An identified cell phenotype that is associated with disease model cells is required before drug screening is attempted. There are several reviews on assay development prior to embarking on drug screening projects, as reviewed here.3, 45 High throughput screens using iPSC‐derived cells are a well‐explored avenue and an interesting option provided an excellent cell read‐out is available. For some diseases, a cell phenotype may be amenable to application of a specific set of already approved drugs that might immediately be available for testing. For example, in the case of Fragile X syndrome (FXS), a severe neurodevelopmental disorder, mutations in mouse Fmr1 are thought to increase mRNA translation46 via decreased repression through Eif4e and other factors. In other words, aberrant translation is a potential molecular output of the disease as modeled in mouse. Metformin, a drug for diabetes, is known to increase translational repression and seems to ameliorate FXS in mouse.47 An experiment to perform then, prior to testing metformin in children, is to determine metformin effects on protein translation in iPSC‐derived neurons from children with FXS.

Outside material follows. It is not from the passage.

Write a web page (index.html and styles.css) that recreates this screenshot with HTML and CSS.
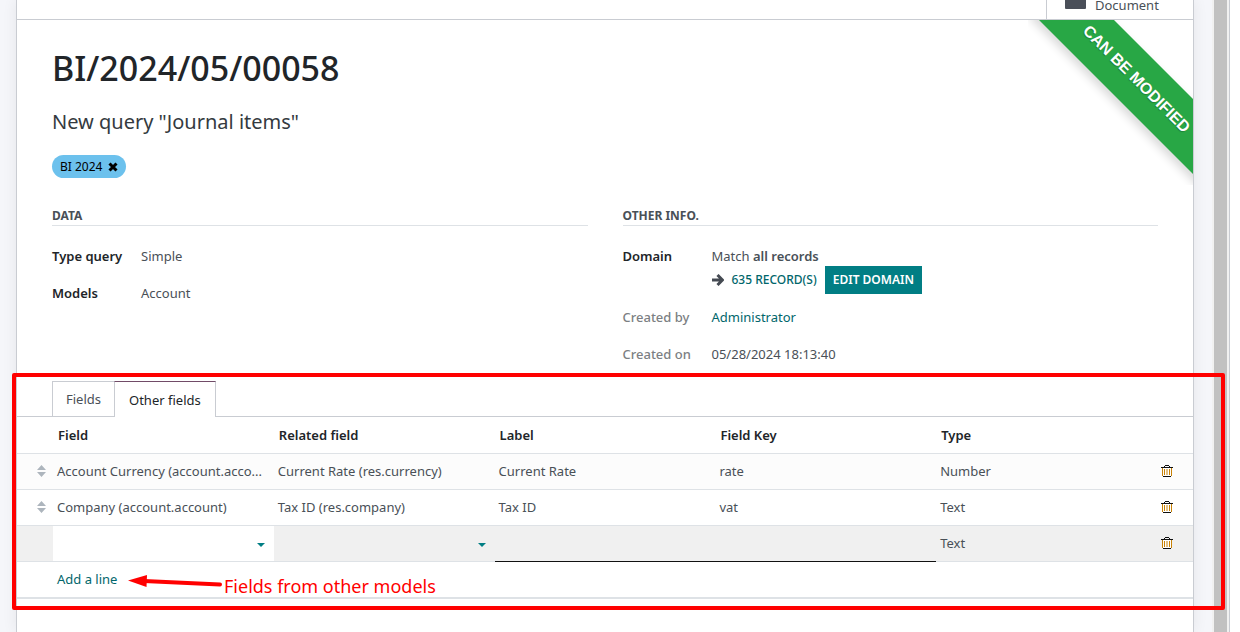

Preclinical testing of ASOs for gain‐of function mutation syndromes

Antisense oligonucleotides (ASOs) are short stretches of DNA, 15 to 50 nucleotides long that bind to complementary mRNAs, creating a complex that can be recognized by endogenous RNase H and degraded, or that can block translation or splicing by steric hindrance.48, 49 ASOs can efficiently decrease mRNA levels and subsequent protein levels from a targeted mRNA. They have been used as drug treatments for several dominant, gain‐of‐function diseases. Over 50 ASOs are in or have been in clinical trials for various diseases in humans,50, 51, 52, 53 including spinal muscular atrophy (SMA; targeting SMN2), which was approved for clinical use in children in 2016.54

ASOs have a remarkable ability to enter the CNS after intrathecal delivery, distributing widely through the brain55, 56 and are taken up by neurons.48, 57 Intrathecal delivery, infusion into the spinal cord, is the most commonly used delivery method to treat neurological disorders by ASO, and is the FDA‐approved method for the ASO used to treat SMA. Delivery of a therapeutic payload has long been a critical problem for any form of gene therapy, yet oligonucleotides enter the cortex after intrathecal infusion and have not shown an immune reaction at therapeutically relevant doses. That said, ASOs require chemical modifications to maximize their stability and this needs to be assessed for any new ASO being developed. Furthermore, each ASO that targets a particular gene is different so each one needs to be carefully assessed in vitro and in vivo to understand its half‐life and knockdown efficiency, and tissue distribution after intrathecal infusion. Importantly, several pioneering trials, most notably in Huntington's disease, where ASO targeting mRNA from HTT have been optimized (dose, concentration, time, delivery) in primates55 and humans,58 and can form a template for other disorders, including that for only a single patient, one example of which recently had minor but significant improvements59 in a child with an NDD.

CONCLUSIONS

Neurodevelopmental diseases are a specialized category of stem cell modeling and therefore require specialized experimental design. Explicit plans in the pre‐experiment phase, careful selection of cell lines, attention to differentiation protocols and reasonable choices related to cell purity of end stage cells are critical to detection of cell phenotypes that might then be used in preclinical drug discovery assays.

CONFLICT OF INTEREST

The author declared no potential conflicts of interest.